As a member of the Panel, Bronz spoke about her son, Edgar, who was one of six African-American youths who scored highly on an intelligence test and was accepted into the Benjamin Franklin School in New Orleans in September 1960, which was for “exceptional students, to which no black youngsters had been registered.”
But her activism nearly cost Bronz her life. “In October, my house was bombed,” Bronz recalled. “A live bomb was placed in the bathroom window of the back of my house. Nobody was hurt, only because I was walking through the house when the bomb exploded and I hadn’t gotten to that part of the house. But the room where the bomb was placed was destroyed. So if I had been walking a little faster I wouldn’t be here to tell you this story.”
She said the FBI and local police never caught the person or persons responsible for placing the bomb. Undaunted, Bronz, who was a widow at the time, told her children that they were not going to be intimidated into moving from the damaged home. “We couldn’t let something frighten us away from our home,” Bronz said.
Bronz moved to the New York area as a result of her relationship with her husband, Chuck, who was a teacher in Tuckahoe when he decided to come to the Big Easy to experience Mardi Gras for his first trip to the city in 1966. Bronz, who was working in the public relations department of Xavier University, was asked by a former college classmate to show Chuck around the city.
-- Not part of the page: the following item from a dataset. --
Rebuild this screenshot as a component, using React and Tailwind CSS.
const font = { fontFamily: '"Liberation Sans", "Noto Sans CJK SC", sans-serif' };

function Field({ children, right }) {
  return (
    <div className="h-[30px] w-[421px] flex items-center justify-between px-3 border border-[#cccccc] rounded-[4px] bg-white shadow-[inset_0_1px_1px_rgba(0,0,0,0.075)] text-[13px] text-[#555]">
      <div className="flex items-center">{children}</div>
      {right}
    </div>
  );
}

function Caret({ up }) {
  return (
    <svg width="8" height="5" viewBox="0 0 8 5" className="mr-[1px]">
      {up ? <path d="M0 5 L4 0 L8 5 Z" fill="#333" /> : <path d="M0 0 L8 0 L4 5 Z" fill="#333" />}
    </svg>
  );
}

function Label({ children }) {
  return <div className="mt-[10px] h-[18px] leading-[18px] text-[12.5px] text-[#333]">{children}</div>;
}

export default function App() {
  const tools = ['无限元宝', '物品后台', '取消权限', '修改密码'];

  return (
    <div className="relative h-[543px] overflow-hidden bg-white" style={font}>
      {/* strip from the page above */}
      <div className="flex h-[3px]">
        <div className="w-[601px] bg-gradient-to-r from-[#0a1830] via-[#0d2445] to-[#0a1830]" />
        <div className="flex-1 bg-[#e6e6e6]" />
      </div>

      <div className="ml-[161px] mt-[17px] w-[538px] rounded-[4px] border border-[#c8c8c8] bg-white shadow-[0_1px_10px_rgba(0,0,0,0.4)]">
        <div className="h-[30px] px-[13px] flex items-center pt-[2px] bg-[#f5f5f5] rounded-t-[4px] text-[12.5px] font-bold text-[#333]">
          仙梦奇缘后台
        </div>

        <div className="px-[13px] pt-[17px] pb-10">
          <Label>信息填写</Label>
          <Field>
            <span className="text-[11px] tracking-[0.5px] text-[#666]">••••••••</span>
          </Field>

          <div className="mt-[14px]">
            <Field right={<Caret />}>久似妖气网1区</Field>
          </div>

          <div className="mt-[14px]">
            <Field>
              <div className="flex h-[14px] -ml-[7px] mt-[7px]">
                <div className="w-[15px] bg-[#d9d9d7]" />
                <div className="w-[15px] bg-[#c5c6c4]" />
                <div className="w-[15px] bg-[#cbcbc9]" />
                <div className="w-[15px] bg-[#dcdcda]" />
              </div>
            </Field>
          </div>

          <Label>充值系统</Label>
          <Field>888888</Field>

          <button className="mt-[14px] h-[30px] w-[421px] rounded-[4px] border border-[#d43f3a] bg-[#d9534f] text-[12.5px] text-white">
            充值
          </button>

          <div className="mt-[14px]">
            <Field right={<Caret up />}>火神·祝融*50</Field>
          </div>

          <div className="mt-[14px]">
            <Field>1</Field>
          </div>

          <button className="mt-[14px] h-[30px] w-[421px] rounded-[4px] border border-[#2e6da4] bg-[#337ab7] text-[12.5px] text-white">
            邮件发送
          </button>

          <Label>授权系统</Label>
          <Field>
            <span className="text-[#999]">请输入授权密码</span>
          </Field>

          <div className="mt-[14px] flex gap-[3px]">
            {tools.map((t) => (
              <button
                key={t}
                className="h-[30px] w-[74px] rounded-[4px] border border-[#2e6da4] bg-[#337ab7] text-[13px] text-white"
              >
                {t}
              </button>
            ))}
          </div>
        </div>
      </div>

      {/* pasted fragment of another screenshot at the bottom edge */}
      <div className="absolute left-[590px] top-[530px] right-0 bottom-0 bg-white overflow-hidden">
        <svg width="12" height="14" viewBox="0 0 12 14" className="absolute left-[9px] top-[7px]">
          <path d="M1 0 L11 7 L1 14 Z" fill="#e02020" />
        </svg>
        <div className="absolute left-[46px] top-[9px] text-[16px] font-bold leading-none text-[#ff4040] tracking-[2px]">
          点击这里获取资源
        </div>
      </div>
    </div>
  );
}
“He met my family. That was in February. We became the best of friends and we got married in November,” she said. “I came to New York with my kids.”
The Bronz’s moved to Greenburgh and have lived there ever since. “The reason we chose Greenburgh was because of the schools,” Bronz said.
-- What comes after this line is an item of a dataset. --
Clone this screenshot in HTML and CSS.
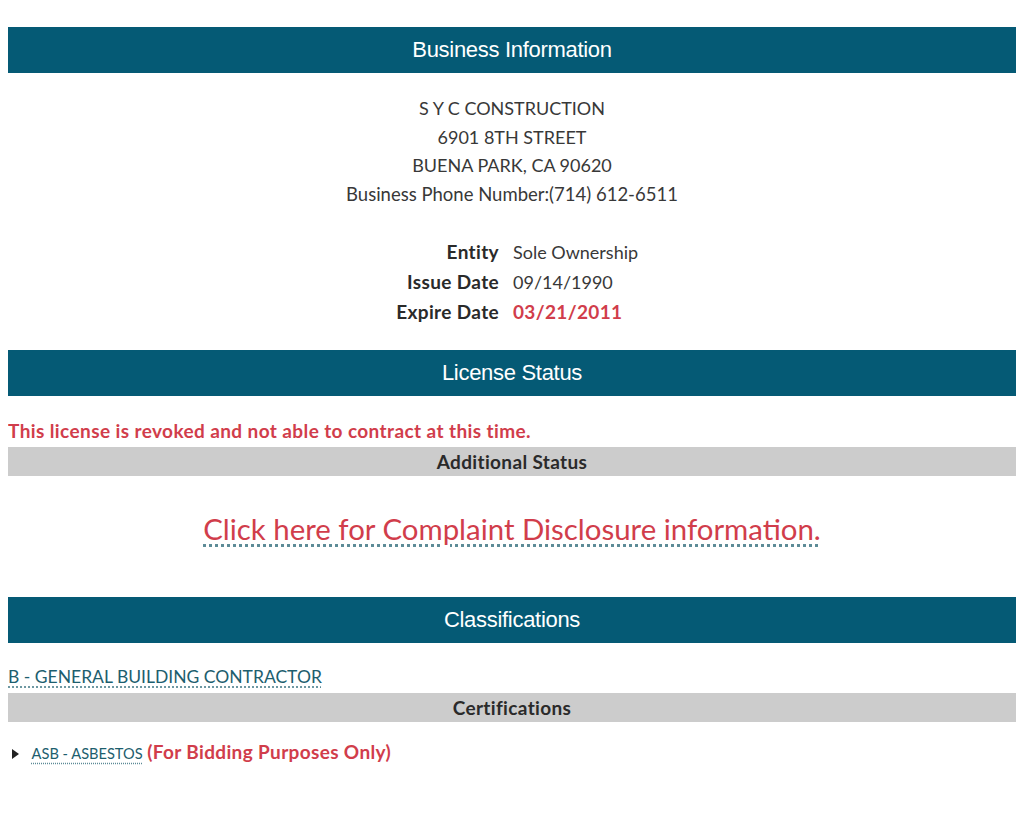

Bronz became active in Greenburgh politics against the backdrop of unrest in the community shortly after the 1968 assignation of the Rev. Dr. Martin Luther King Jr.
“Chuck and I decided we would try to work with our police department and our young people, especially,” said Bronz, who was a high school math teacher in the Greenburgh district at the time. “We literally invited everybody in our school community to a picnic in our backyard because some people who lived next to each other had never known each other.”
Bronz later spoke before the Greenburgh Town Board on a regular basis about local issues. She was asked by a town resident to run for political office and Bronz was elected to the town board in 1969 and served on it for 16 years.
Bronz won her first term on the county board in 1993. “I was not interested in the state level or anything beyond that,” she said. “The issues that I was interested in, housing, child care, addressing domestic violence and fiscal stability, were bigger than the Town of Greenburgh.”
Among the accomplishments she is most proud of as a county legislator include the creation of the Human Rights Commission; the addressing of child care and domestic violence issues; and creating affordable housing.
Bronz became the first African-American chosen as chairperson of the Board of Legislators and served in the post in 2002 and 2003.
“I have enjoyed a relationship, one-to-one and group wise, with all of my colleagues. And I just felt that I could make a contribution,” Bronz said. “I did enjoy it. It’s very challenging.”
One of her achievements as chair was the bi-weekly meetings she set up between the leadership of the Board of Legislators and the administration of County Executive Andrew Spano.
Bronz said she decided not to seek another term because, “I feel I have really accomplished most of things that I wanted to do. I’m 82 years old. I still want to spend time with family and do some things in the community. And I thought that this was a really good time to encourage some younger people to get into public office and government service.”
Though she left the county board, Bronz said she will “from a distance, make a contribution” to the county by sitting on the boards of several non-for-profit organizations; be heavily involved with the Lois Bronz Children’s Center in Greenburgh; and continue to work with the county board’s Committee on Appointments, which she chaired over the past two years. The committee is responsible for recommending to the full county board the approval of citizen volunteer appointments to county boards and commissions.
Bronz will also be able to spend more time with her family, which includes her son, Edgar, an attorney who resides in Maryland; daughter, Francine Shorts, a Greenburgh resident who is a school psychologist in the Greenburgh School District, and four grandchildren.